Wed Jun 28 13:05:32 UTC 2017

Am 28.06.2017 um 04:33 schrieb John Brooks:
> When the AMDGPU_GEM_CREATE_CPU_ACCESS_REQUIRED flag is given by userspace,
> it should only be treated as a hint to initially place a BO somewhere CPU
> accessible, rather than having a permanent effect on BO placement.
>
> Instead of the flag being set in stone at BO creation, set the flag when a
> page fault occurs so that it goes somewhere CPU-visible, and clear it when
> the BO is requested by the GPU.
>
> However, clearing the CPU_ACCESS_REQUIRED flag may move BOs in GTT to
> invisible VRAM, where they may promptly generate another page fault.
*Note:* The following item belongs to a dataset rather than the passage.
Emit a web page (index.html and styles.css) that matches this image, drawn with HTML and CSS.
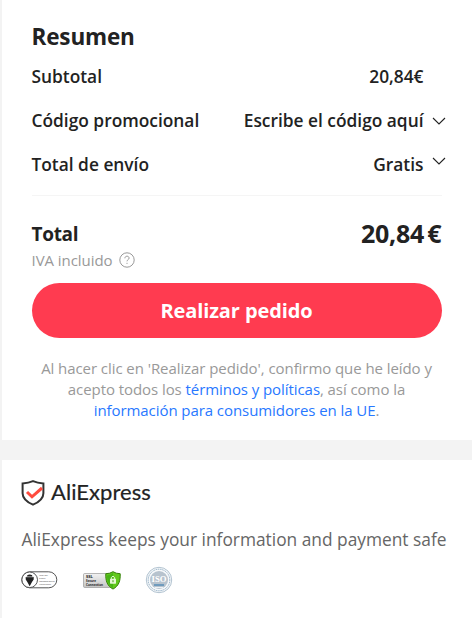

When
> BOs are constantly moved back and forth like this, it is highly detrimental
> to performance. Only clear the flag on CS if:
>
> - The BO wasn't page faulted for a certain amount of time (currently 10
>    seconds), and
> - its last page fault didn't occur too soon (currently 500ms) after its
>    last CS request, or vice versa.
>
> Setting the flag in amdgpu_fault_reserve_notify() also means that we can
> remove the loop to restrict lpfn to the end of visible VRAM, because
> amdgpu_ttm_placement_init() will do it for us.

I'm fine with the general approach, but I'm still absolutely not keen 
about clearing the flag when userspace has originally specified it.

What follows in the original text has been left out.